As Vancouver comes closer to hosting the Olympics, more residents of Vancouver are becoming victims of Olympic-related evictions. Last week the residents of a Downtown Eastside hotel were given eviction notices. In 2007, the Carnegie Community Action Project claimed the Golden Crown Hotel was the site of the first Olympic Games-related evictions. At the time the hotel owner issued eviction notices to tenants so that the hotel could rent rooms to Olympic construction workers.
The Carnegie Community Action Project has created an international media campaign to send poverty-related olympic bulletins to over 800 international media contacts to highlight issues of homelessness and poverty leading up to the games.

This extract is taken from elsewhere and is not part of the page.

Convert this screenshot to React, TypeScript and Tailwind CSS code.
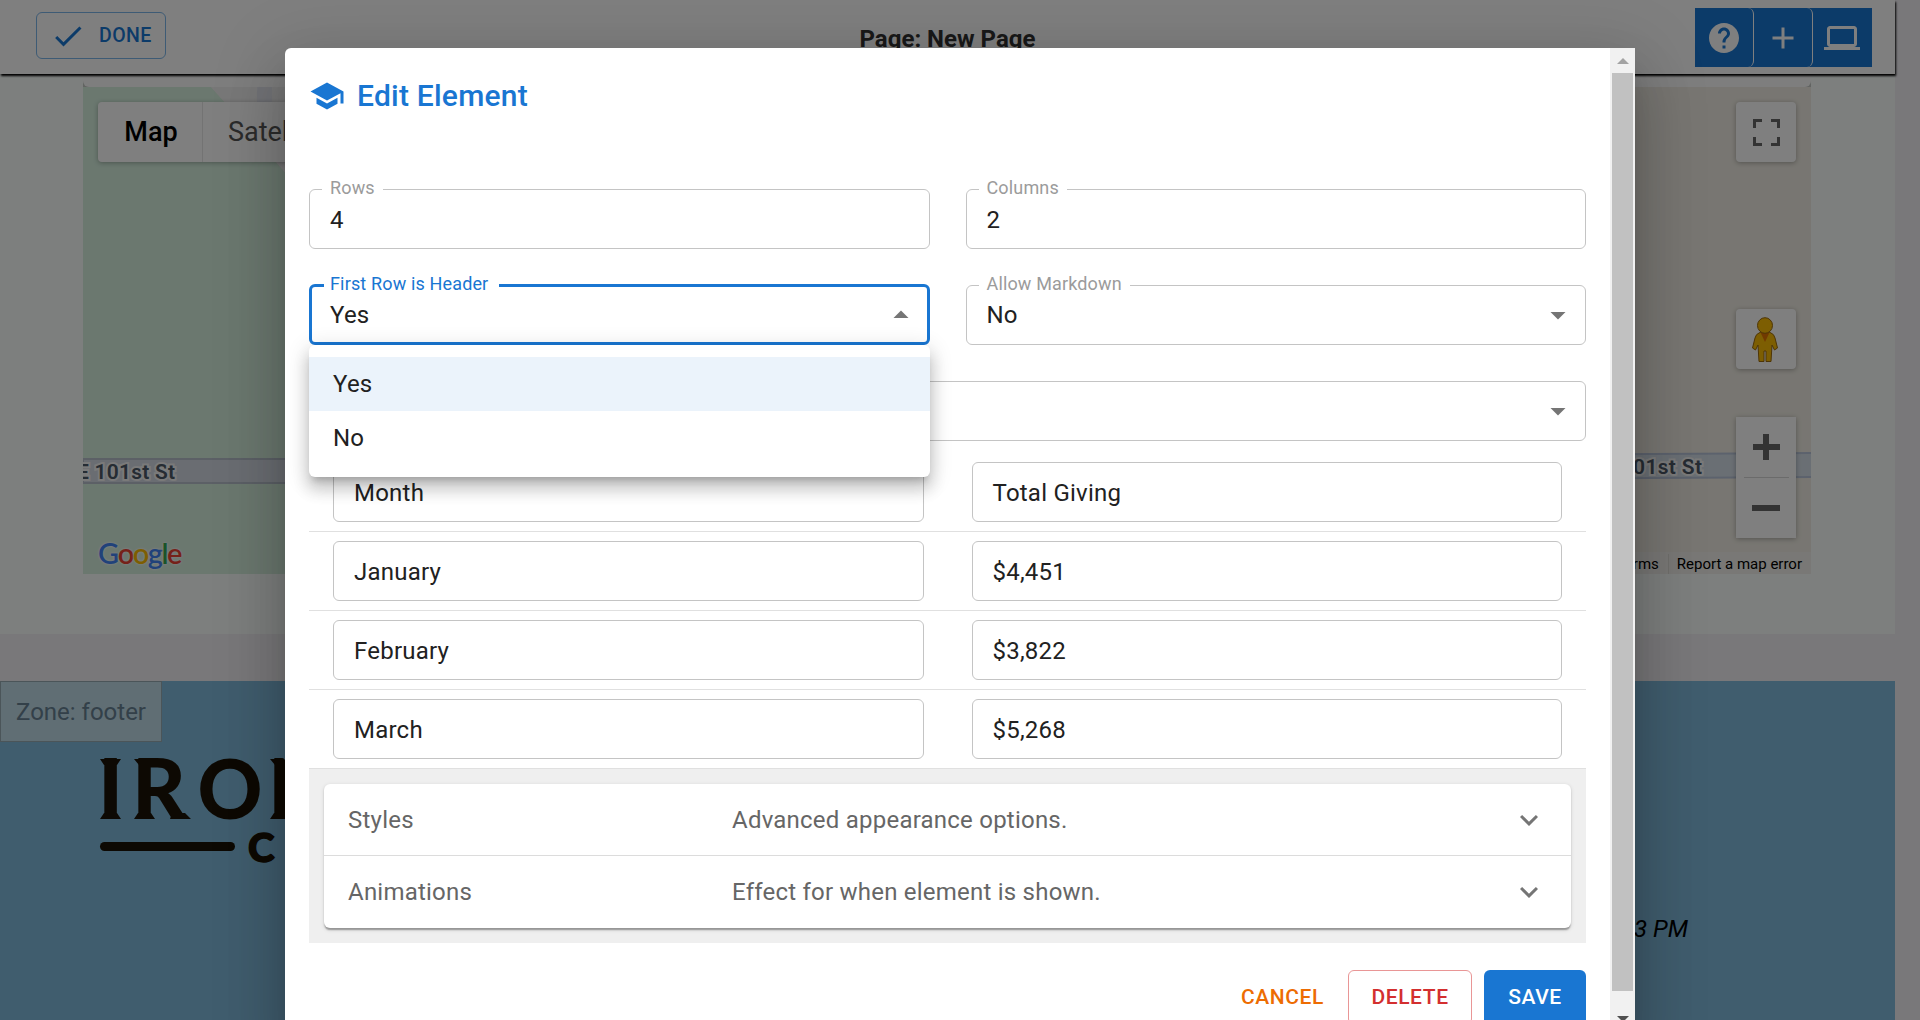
import type { ReactNode } from "react";

const PATHS = {
  check: "M9 16.17 4.83 12l-1.42 1.41L9 19 21 7l-1.41-1.41z",
  help: "M12 2C6.48 2 2 6.48 2 12s4.48 10 10 10 10-4.48 10-10S17.52 2 12 2zm1 17h-2v-2h2v2zm2.07-7.75-.9.92C13.45 12.9 13 13.5 13 15h-2v-.5c0-1.1.45-2.1 1.17-2.83l1.24-1.26c.37-.36.59-.86.59-1.41 0-1.1-.9-2-2-2s-2 .9-2 2H8c0-2.21 1.79-4 4-4s4 1.79 4 4c0 .88-.36 1.68-.93 2.25z",
  add: "M19 13h-6v6h-2v-6H5v-2h6V5h2v6h6v2z",
  computer: "M20 18c1.1 0 1.99-.9 1.99-2L22 6c0-1.1-.9-2-2-2H4c-1.1 0-2 .9-2 2v10c0 1.1.9 2 2 2H0v2h24v-2h-4zM4 6h16v10H4V6z",
  school: "M5 13.18v4L12 21l7-3.82v-4L12 17l-7-3.82zM12 3 1 9l11 6 9-4.91V17h2V9L12 3z",
  down: "m7 10 5 5 5-5z",
  up: "m7 14 5-5 5 5z",
  expand: "M16.59 8.59 12 13.17 7.41 8.59 6 10l6 6 6-6z",
};

function Icon({ name, className = "" }: { name: keyof typeof PATHS; className?: string }) {
  return (
    <svg viewBox="0 0 24 24" fill="currentColor" className={`size-9 shrink-0 ${className}`}>
      <path d={PATHS[name]} />
    </svg>
  );
}

function Field({ label, value, arrow, active }: { label?: string; value: string; arrow?: "up" | "down"; active?: boolean }) {
  return (
    <div
      className={`relative flex items-center justify-between rounded-md ${
        active ? "-mt-px h-[61px] border-3 border-[#1976d2] pt-px pr-2 pl-[18px]" : "h-15 border border-[#c4c4c4] pr-[9px] pl-5"
      }`}
    >
      {label && (
        <span
          className={`absolute bg-white text-lg leading-6 tracking-[0.15px] ${
            active ? "-top-[15px] left-3 pr-[11px] pl-[6px] text-[#1976d2]" : "-top-[14px] left-3 px-2 text-[#9b9b9b]"
          }`}
        >
          {label}
        </span>
      )}
      <span className={arrow ? "" : "pt-0.5"}>{value}</span>
      {arrow && <Icon name={arrow} className="text-[#757575]" />}
    </div>
  );
}

function ToolButton({ children, last }: { children: ReactNode; last?: boolean }) {
  return (
    <button className={`flex h-[59px] w-[59px] items-center justify-center rounded-md border-r text-white ${last ? "border-transparent" : "border-white"}`}>
      {children}
    </button>
  );
}

function MapView() {
  return (
    <div className="relative h-[487px] w-[1728px] overflow-hidden bg-[#f0ede4]">
      <svg className="absolute inset-0" width="1728" height="487" viewBox="0 0 1728 487">
        <path d="M0 0H128L146 20L300 200V487H0Z" fill="#d6f0df" />
        <path d="M128 0H300V200L146 20Z" fill="#f1f1f1" />
        <path d="M174 0h15v20h-15z" fill="#e4e6ee" />
        <path d="M0 372H300V396H0Z" fill="#d5dae4" stroke="#b9c1cd" strokeWidth="2" />
        <path d="M1400 368L1730 366V390L1400 392Z" fill="#d5dfe8" stroke="#b9c5da" strokeWidth="2" />
        <g fontFamily="Roboto" fontWeight="600" fontSize="21" fill="#4c5866" stroke="#f4f4f4" strokeWidth="4" paintOrder="stroke">
          <text x="-6" y="392" textLength="98">E 101st St</text>
          <text x="1520" y="387" textLength="99">E 101st St</text>
        </g>
      </svg>
      <div className="absolute top-[15px] left-[15px] flex h-15 items-center rounded-sm bg-white text-[27px] shadow-[0_1px_5px_rgba(0,0,0,0.3)]">
        <span className="flex h-15 w-[105px] items-center justify-center border-r border-[#e6e6e6] pt-0.5 pl-0.5 font-medium text-black">Map</span>
        <span className="px-[25px] pt-0.5 text-[#565656]">Satellite</span>
      </div>
      <div className="absolute bottom-[3px] left-[15px] flex font-[Lato] text-[29px] leading-[36px] font-semibold tracking-[-1.5px] [text-shadow:0_0_2px_#fff,0_0_3px_#fff]">
        <span className="text-[#4285f4]">G</span>
        <span className="text-[#ea4335]">o</span>
        <span className="text-[#fbbc04]">o</span>
        <span className="text-[#4285f4]">g</span>
        <span className="text-[#34a853]">l</span>
        <span className="text-[#ea4335]">e</span>
      </div>
      <div className="absolute top-[15px] left-[1653px] flex size-15 items-center justify-center rounded-sm bg-white shadow-[0_1px_5px_rgba(0,0,0,0.3)]">
        <svg width="27" height="27" viewBox="0 0 18 18" fill="#666">
          <path d="M0 0v6h2V2h4V0H0zm16 0h-4v2h4v4h2V0h-2zm0 16h-4v2h6v-6h-2v4zM2 12H0v6h6v-2H2v-4z" />
        </svg>
      </div>
      <div className="absolute top-[222px] left-[1653px] flex size-15 items-center justify-center rounded-sm bg-white pr-0.5 shadow-[0_1px_5px_rgba(0,0,0,0.3)]">
        <svg width="28" height="45" viewBox="0 0 28 45" fill="#fbbc04" stroke="#9c6a0c" strokeWidth="1">
          <path d="M8 16Q14 12 20 16Q23 17 24 21L26.500 31L23.500 33L21 28L20 44.500H15V34H13V44.500H8L7 28L4.500 33L1.500 31L4 21Q5 17 8 16Z" />
          <path d="M9.500 15.500L14 25L18.500 15.500Z" fill="#e37400" stroke="none" />
          <ellipse cx="14" cy="8.500" rx="7.500" ry="7.800" />
        </svg>
      </div>
      <div className="absolute top-[330px] left-[1653px] flex w-15 flex-col items-center bg-white shadow-[0_1px_5px_rgba(0,0,0,0.3)]">
        <svg width="60" height="60" viewBox="0 0 60 60" fill="#666">
          <path d="M27 17h6v10h11v6H33v10h-6V33H17v-6h10z" />
        </svg>
        <div className="h-px w-[45px] bg-[#d6d6d6]" />
        <svg width="60" height="60" viewBox="0 0 60 60" fill="#666">
          <path d="M16 27h28v6H16z" />
        </svg>
      </div>
      <div className="absolute right-0 bottom-0 flex h-[22px] items-center bg-[#f3f1ec] pt-0.5 text-[15px] leading-5 text-black">
        <span className="border-r border-[#e0ded8] px-[9px]">Terms</span>
        <span className="pr-[9px] pl-2">Report a map error</span>
      </div>
    </div>
  );
}

function FooterLogo() {
  return (
    <svg className="absolute top-[73px] left-[96px]" width="240" height="120" viewBox="0 0 240 120" fill="#1b1206">
      <g fontFamily="Lato" fontWeight="900" fontSize="83">
        <text x="14.500" y="65" textAnchor="middle">I</text>
        <text x="36" y="65">R</text>
        <text x="134" y="65" fontSize="81" textAnchor="middle" textLength="65" lengthAdjust="spacingAndGlyphs">O</text>
        <text x="172" y="65">N</text>
      </g>
      <path d="M4 5h21l-4 6H8zM4 65h21l-4-6H8zM38 5h14v6h-9zM38 65h21l-4-6H42zM74 65h21l-6-6H76zM174 5h14v6h-9zM174 65h21l-4-6h-13z" />
      <rect x="4" y="88" width="135" height="9" rx="4.500" />
      <text x="152" y="108" fontFamily="Lato" fontWeight="900" fontSize="40" stroke="#1b1206" strokeWidth="1.500">C</text>
    </svg>
  );
}

function PageBehind() {
  return (
    <div className="h-[1020px] w-[1895px] tracking-normal">
      <header className="relative z-10 grid h-[74px] grid-cols-[1fr_auto_1fr] items-start bg-white pr-[23px] pl-9 shadow-[1px_2px_2px_0_#000]">
        <button className="mt-3 flex h-[47px] w-[130px] items-center gap-[13px] rounded-md border border-[#7db6ea] pl-[13px] text-[19.5px] font-medium tracking-[0.4px] text-[#1976d2]">
          <Icon name="check" />
          <span className="pt-px">DONE</span>
        </button>
        <h1 className="mt-[21px] mr-[13px] text-2xl leading-9 font-bold text-[#333]">Page: New Page</h1>
        <div className="mt-2 flex justify-self-end bg-[#1976d2]">
          <ToolButton><Icon name="help" /></ToolButton>
          <ToolButton><Icon name="add" /></ToolButton>
          <ToolButton last><Icon name="computer" /></ToolButton>
        </div>
      </header>
      <section className="flex h-[560px] flex-col bg-[#fafffc] px-[83px]">
        <div className="h-[13px] w-[1728px] shrink-0 bg-[#c4c8c4]">
          <div className="h-full rounded-b-md bg-[#fcfcfc]" />
        </div>
        <MapView />
      </section>
      <div className="h-[47px]" />
      <footer className="relative h-[339px] bg-[#80bbdc]">
        <div className="flex h-[61px] w-[162px] items-center border border-[#97abb3] bg-[#c0dce8] pl-[15px] text-[#668193]">Zone: footer</div>
        <FooterLogo />
        <p className="mt-[171px] pr-[207px] text-right text-black italic">3 PM</p>
      </footer>
    </div>
  );
}

const rows = [
  ["Month", "Total Giving"],
  ["January", "$4,451"],
  ["February", "$3,822"],
  ["March", "$5,268"],
];

const panels = [
  ["Styles", "Advanced appearance options."],
  ["Animations", "Effect for when element is shown."],
];

function Dialog() {
  return (
    <div className="absolute top-12 left-[285px] flex h-[1010px] w-[1350px] overflow-hidden rounded-tl-md bg-white">
      <div className="w-[1325px] pr-[24px] pl-6">
        <div className="flex items-center gap-3 pt-[28px] text-[30px] leading-10 font-medium text-[#1976d2]">
          <Icon name="school" />
          Edit Element
        </div>
        <div className="mt-[73px] grid grid-cols-2 gap-9">
          <Field label="Rows" value="4" />
          <Field label="Columns" value="2" />
          <div className="relative">
            <Field label="First Row is Header" value="Yes" arrow="up" active />
            <ul className="absolute top-15 left-0 z-10 w-full rounded-md bg-white py-3 shadow-[0_7.5px_7.5px_-4.5px_rgba(0,0,0,0.2),0_12px_15px_1.5px_rgba(0,0,0,0.14),0_4.5px_21px_3px_rgba(0,0,0,0.12)]">
              <li className="flex h-[54px] items-center bg-[#ebf3fb] pl-6">Yes</li>
              <li className="flex h-[54px] items-center pl-6">No</li>
            </ul>
          </div>
          <Field label="Allow Markdown" value="No" arrow="down" />
          <div className="col-span-2">
            <Field value="" arrow="down" />
          </div>
        </div>
        <div className="mt-3">
          {rows.map(([month, total]) => (
            <div key={month} className="grid h-[79px] grid-cols-2 gap-12 border-b border-[#e0e0e0] px-6 pt-[9px]">
              <Field value={month} />
              <Field value={total} />
            </div>
          ))}
        </div>
        <div className="bg-[#efefef] p-[15px]">
          <div className="divide-y divide-[#dcdcdc] rounded-md bg-white text-[#666] shadow-[0_3px_1.5px_-1.5px_rgba(0,0,0,0.2),0_1.5px_1.5px_rgba(0,0,0,0.14),0_1.5px_4.5px_rgba(0,0,0,0.12)]">
            {panels.map(([name, note]) => (
              <div key={name} className="flex h-[72px] items-center pr-6 pl-6">
                <span className="w-[384px]">{name}</span>
                <span className="grow">{note}</span>
                <Icon name="expand" className="text-[#757575]" />
              </div>
            ))}
          </div>
        </div>
        <div className="mt-[27px] flex justify-end gap-3 text-[21px] font-medium tracking-[0.6px]">
          <button className="h-[55px] px-3 pb-0.5 text-[#ed6c02]">CANCEL</button>
          <button className="h-[55px] w-[124px] rounded-md border border-[#e99696] pb-0.5 text-[#d32f2f]">DELETE</button>
          <button className="h-[55px] w-[102px] rounded-md bg-[#1976d2] pb-0.5 text-white">SAVE</button>
        </div>
      </div>
      <div className="flex w-[25px] flex-col items-center bg-[#f1f1f1]">
        <svg width="25" height="25" viewBox="0 0 25 25" fill="#a3a3a3">
          <path d="M7 16h12l-6-6z" />
        </svg>
        <div className="h-[918px] w-[21px] bg-[#c1c1c1]" />
        <svg width="25" height="29" viewBox="0 0 25 29" fill="#505050">
          <path d="M7 25h12l-6 6z" />
        </svg>
      </div>
    </div>
  );
}

export default function App() {
  return (
    <div className="relative h-[1020px] w-[1920px] overflow-hidden bg-[#f2f0f5] font-[Roboto,sans-serif] text-2xl tracking-[0.225px] text-[#212121]">
      <PageBehind />
      <div className="absolute inset-0 z-20 bg-black/50">
        <div className="absolute top-12 left-[285px] h-[1010px] w-[1350px] rounded-md shadow-[0_16.5px_22.5px_-10.5px_rgba(0,0,0,0.2),0_36px_57px_4.5px_rgba(0,0,0,0.14),0_13.5px_69px_12px_rgba(0,0,0,0.12)]" />
        <Dialog />
      </div>
    </div>
  );
}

Meanwhile, the reporter, Frances Bula, is calling on activists, reporters, politicians, and academics to come up with concrete evidence that the police are forcing homeless people out of the city and landlords are evicting tenants to clear rooms for Olympic visitors. She says that as long as she remembers, landlords have been kicking tenants out of hotels in the Downtown Eastside and social service agencies have been sending people back to where they're from.
Housing activist Am Johal responded to Bula's plea by saying that although there are no official statistics that prove that evictions are happening in Vancouver because of the Olympics, previous research shows that mega-events such as the Olympics displace people who are already marginalized.